Startup Lets You Rent Fine Art, Netflix-Style - binarymax
http://mashable.com/2011/03/01/artsicle/?utm_source=iphoneapp
======
bartonfink
Interesting, but I'm curious how big their market actually is. Also, it seems
like their price point is a bit low and nearly unsustainable given the numbers
in the article. If Artsicle buys an original piece for $1500 and rents it out
for $50 a month, that piece needs to be actively circulated for 30 months
before they see a profit on it. An unpopular piece may never become
profitable, meaning Artsicle is stuck with upkeep and storage costs for an
expensive mistake.

Let's contrast this with Netflix.
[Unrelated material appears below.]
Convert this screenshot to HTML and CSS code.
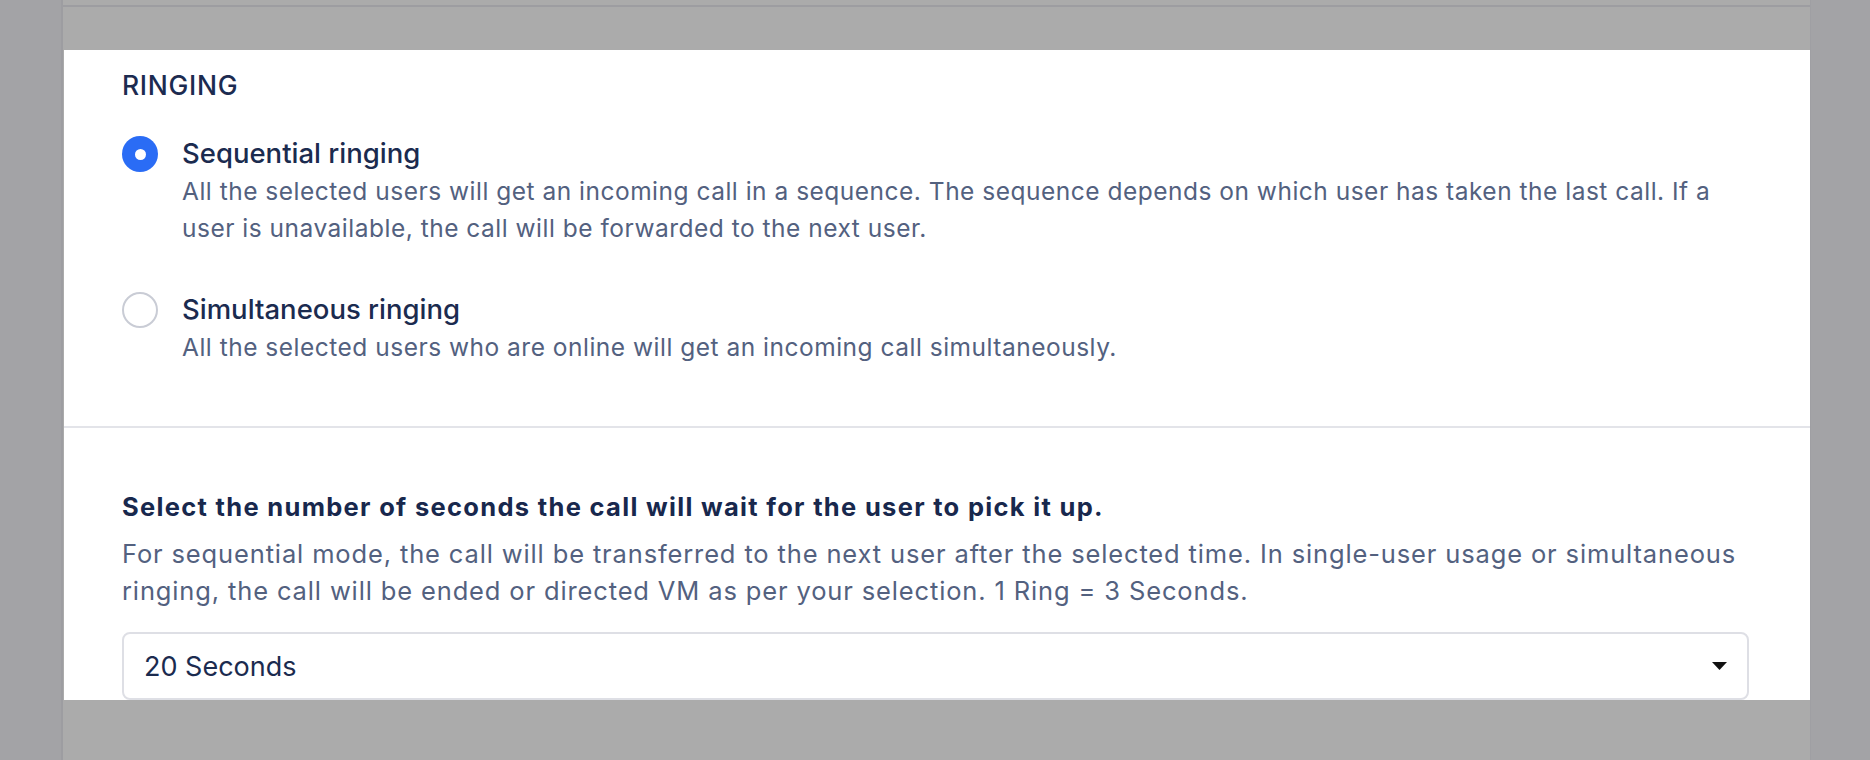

Assume that Netflix pays an average of $15
for each DVD they hold (probably on the high end). Also, assume that each
member pays an average of $12 a month for rental privileges, and that each
member holds a DVD out for an average of 3 days. Each member's "rental" costs
them $1.20 on average. This means that each DVD Netflix buys becomes
profitable after 13 rentals, or just over a month. If a DVD never becomes
popular enough to be profitable, Netflix is just on the hook for $15 plus
negligible storage costs in case someone decides to rent it down the road.

tl; dr - What works for Netflix might not translate away from the DVD world.